## EXERCISE DESCRIPTION
Go through the entries below and collect each line with the string "components" in it.

>> BEGIN

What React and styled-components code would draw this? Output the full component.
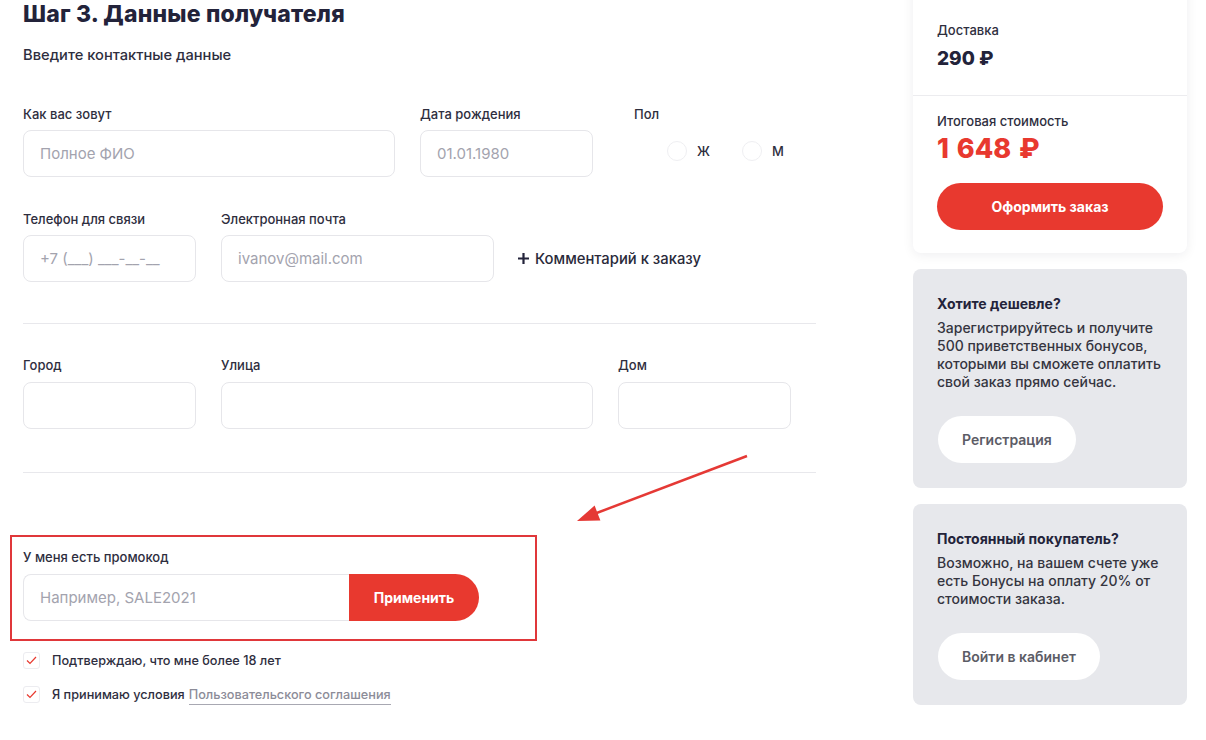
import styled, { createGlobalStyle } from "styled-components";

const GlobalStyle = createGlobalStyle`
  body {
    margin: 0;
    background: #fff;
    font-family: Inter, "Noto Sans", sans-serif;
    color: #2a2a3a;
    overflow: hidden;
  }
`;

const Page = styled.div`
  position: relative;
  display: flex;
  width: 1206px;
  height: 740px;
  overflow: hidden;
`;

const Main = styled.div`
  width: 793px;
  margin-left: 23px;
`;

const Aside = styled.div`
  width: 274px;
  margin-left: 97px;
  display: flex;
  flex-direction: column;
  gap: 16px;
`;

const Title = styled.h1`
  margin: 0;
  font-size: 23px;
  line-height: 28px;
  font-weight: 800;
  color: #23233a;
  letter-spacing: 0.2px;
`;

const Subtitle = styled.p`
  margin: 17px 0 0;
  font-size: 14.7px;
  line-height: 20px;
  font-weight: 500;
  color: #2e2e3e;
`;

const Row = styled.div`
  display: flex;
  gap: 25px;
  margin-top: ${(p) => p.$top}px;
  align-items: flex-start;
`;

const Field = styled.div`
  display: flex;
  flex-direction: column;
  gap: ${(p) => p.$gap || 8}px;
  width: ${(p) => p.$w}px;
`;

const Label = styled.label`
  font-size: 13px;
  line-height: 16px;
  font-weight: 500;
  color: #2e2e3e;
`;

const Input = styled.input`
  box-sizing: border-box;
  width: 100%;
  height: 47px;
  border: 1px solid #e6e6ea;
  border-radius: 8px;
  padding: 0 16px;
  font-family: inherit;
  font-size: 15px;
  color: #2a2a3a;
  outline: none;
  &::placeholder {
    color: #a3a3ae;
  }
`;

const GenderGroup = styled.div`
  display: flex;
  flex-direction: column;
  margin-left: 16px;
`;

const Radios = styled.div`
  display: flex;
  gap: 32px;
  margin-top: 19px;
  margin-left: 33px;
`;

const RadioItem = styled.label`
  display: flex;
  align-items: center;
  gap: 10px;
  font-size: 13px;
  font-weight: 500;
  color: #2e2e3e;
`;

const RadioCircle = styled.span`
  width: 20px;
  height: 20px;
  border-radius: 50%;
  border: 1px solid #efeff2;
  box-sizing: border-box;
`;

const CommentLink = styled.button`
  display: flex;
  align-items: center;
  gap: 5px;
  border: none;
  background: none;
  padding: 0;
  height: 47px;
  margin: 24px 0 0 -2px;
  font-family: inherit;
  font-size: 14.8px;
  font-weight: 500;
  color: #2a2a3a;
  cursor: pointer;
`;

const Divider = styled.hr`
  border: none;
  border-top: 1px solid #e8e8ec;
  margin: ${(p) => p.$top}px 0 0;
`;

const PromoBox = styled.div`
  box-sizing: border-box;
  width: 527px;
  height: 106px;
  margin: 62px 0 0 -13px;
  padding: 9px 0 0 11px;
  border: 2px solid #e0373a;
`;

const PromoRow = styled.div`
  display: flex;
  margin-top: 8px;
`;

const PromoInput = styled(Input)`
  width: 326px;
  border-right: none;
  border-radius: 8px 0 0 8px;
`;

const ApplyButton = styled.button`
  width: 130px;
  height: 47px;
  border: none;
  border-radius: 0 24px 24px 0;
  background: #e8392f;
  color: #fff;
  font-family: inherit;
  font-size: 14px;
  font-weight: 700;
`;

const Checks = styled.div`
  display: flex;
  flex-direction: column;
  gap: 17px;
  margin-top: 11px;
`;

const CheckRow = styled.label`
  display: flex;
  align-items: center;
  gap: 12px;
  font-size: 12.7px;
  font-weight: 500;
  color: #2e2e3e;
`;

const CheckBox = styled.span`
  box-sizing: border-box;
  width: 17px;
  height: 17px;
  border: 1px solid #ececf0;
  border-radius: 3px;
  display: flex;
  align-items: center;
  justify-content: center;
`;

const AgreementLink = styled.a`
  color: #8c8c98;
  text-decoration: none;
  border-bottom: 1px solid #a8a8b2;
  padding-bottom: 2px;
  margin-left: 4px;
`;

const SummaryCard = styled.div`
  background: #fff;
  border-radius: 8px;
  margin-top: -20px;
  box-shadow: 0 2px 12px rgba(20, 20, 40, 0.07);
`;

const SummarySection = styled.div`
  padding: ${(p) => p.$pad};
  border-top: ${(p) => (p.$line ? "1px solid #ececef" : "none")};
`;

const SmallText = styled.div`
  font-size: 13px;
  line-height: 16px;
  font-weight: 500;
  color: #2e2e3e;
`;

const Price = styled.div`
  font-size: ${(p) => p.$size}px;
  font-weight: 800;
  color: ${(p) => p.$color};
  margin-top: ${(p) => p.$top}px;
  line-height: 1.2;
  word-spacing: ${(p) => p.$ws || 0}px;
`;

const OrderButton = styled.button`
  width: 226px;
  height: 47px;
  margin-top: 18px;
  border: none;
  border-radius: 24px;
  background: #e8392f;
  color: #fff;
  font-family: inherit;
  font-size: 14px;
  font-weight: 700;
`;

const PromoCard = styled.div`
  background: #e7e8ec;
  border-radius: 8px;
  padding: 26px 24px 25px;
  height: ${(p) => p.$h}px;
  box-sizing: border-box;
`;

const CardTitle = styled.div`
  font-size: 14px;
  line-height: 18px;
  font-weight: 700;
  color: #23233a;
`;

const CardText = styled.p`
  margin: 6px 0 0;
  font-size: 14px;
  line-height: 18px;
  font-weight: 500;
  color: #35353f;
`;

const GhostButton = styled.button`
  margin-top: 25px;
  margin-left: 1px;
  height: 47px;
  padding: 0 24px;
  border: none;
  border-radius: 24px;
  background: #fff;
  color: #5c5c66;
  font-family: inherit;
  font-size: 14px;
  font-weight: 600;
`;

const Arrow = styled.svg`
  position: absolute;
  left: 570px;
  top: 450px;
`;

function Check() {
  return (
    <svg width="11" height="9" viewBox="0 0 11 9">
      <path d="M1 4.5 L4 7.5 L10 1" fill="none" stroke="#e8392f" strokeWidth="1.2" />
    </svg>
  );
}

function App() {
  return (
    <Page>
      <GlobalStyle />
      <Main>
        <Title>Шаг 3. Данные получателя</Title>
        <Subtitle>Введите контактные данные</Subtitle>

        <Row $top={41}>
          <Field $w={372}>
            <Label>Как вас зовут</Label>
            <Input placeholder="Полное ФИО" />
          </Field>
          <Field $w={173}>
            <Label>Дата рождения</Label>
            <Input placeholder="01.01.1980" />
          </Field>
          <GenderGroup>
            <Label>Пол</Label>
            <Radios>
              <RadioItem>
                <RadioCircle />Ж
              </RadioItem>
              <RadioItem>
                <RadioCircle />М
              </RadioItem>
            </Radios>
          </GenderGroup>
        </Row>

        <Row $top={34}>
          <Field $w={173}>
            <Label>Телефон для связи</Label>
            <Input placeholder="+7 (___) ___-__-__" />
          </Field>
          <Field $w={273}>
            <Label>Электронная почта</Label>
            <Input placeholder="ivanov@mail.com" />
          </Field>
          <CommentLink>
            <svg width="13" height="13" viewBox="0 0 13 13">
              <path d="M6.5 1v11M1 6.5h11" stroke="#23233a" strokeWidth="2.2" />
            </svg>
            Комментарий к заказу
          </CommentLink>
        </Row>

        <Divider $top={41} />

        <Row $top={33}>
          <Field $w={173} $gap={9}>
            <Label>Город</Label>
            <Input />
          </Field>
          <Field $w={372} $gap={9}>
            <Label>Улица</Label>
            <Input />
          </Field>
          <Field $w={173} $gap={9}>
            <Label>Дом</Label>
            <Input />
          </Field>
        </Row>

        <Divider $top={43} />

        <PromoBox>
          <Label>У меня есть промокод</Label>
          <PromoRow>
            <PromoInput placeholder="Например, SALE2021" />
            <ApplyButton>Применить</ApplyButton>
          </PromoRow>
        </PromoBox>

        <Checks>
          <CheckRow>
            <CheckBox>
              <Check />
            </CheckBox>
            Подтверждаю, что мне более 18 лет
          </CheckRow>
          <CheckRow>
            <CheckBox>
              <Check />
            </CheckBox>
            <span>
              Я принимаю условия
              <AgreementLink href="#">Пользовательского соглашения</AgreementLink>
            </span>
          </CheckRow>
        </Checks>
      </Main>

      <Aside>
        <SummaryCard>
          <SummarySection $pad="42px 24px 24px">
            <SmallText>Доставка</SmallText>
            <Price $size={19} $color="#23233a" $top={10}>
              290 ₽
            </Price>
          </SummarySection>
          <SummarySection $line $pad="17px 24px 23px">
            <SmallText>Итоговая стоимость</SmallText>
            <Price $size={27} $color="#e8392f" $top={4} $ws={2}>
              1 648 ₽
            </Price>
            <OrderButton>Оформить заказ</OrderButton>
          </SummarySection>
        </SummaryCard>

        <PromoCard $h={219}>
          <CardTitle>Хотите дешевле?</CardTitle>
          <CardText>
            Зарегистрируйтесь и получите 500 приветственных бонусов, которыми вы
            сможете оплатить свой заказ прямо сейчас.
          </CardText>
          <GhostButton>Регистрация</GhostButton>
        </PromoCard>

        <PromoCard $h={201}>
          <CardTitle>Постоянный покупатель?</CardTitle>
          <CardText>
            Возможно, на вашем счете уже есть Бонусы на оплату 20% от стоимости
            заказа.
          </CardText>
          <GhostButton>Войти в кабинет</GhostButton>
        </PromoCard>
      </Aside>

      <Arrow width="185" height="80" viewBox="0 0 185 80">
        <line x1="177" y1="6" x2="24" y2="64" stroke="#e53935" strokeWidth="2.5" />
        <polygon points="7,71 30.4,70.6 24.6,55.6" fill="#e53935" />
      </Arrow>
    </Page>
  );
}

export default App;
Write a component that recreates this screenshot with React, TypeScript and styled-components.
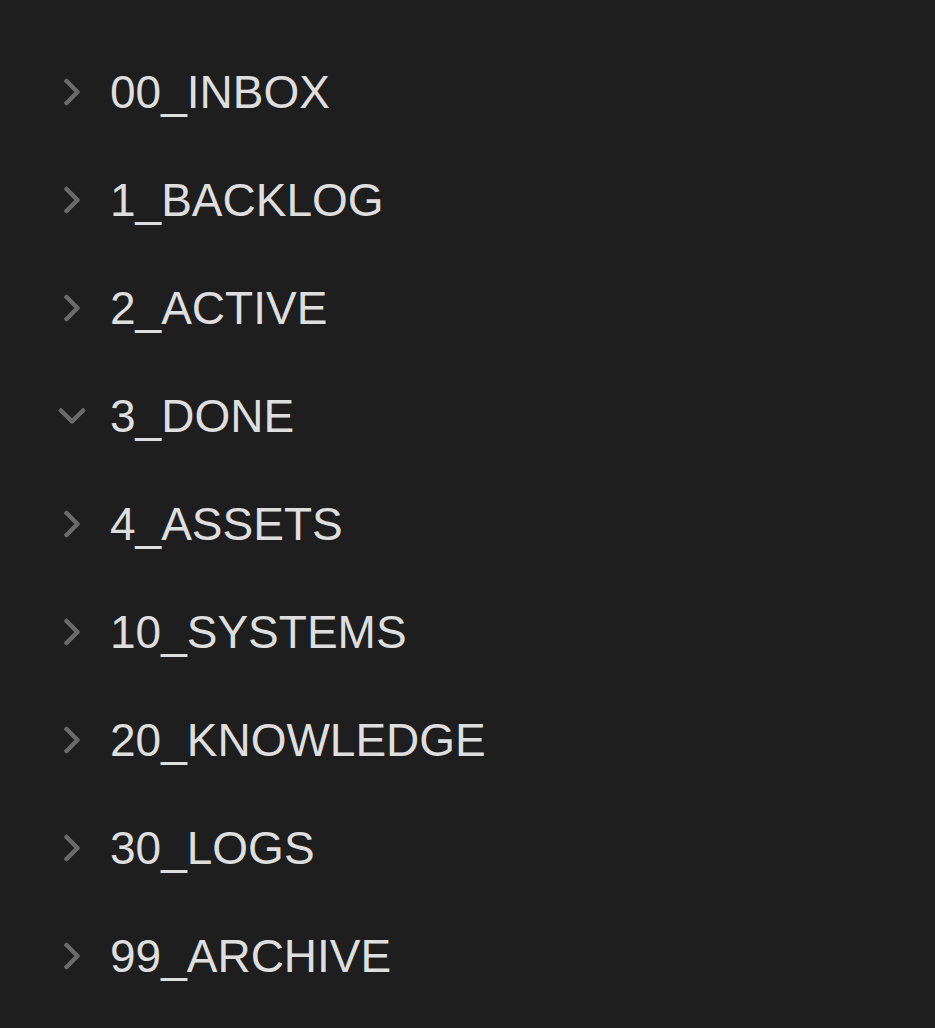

>> END

## SOLUTION TO THE EXERCISE
What React and styled-components code would draw this? Output the full component.
import styled, { createGlobalStyle } from "styled-components";
Write a component that recreates this screenshot with React, TypeScript and styled-components.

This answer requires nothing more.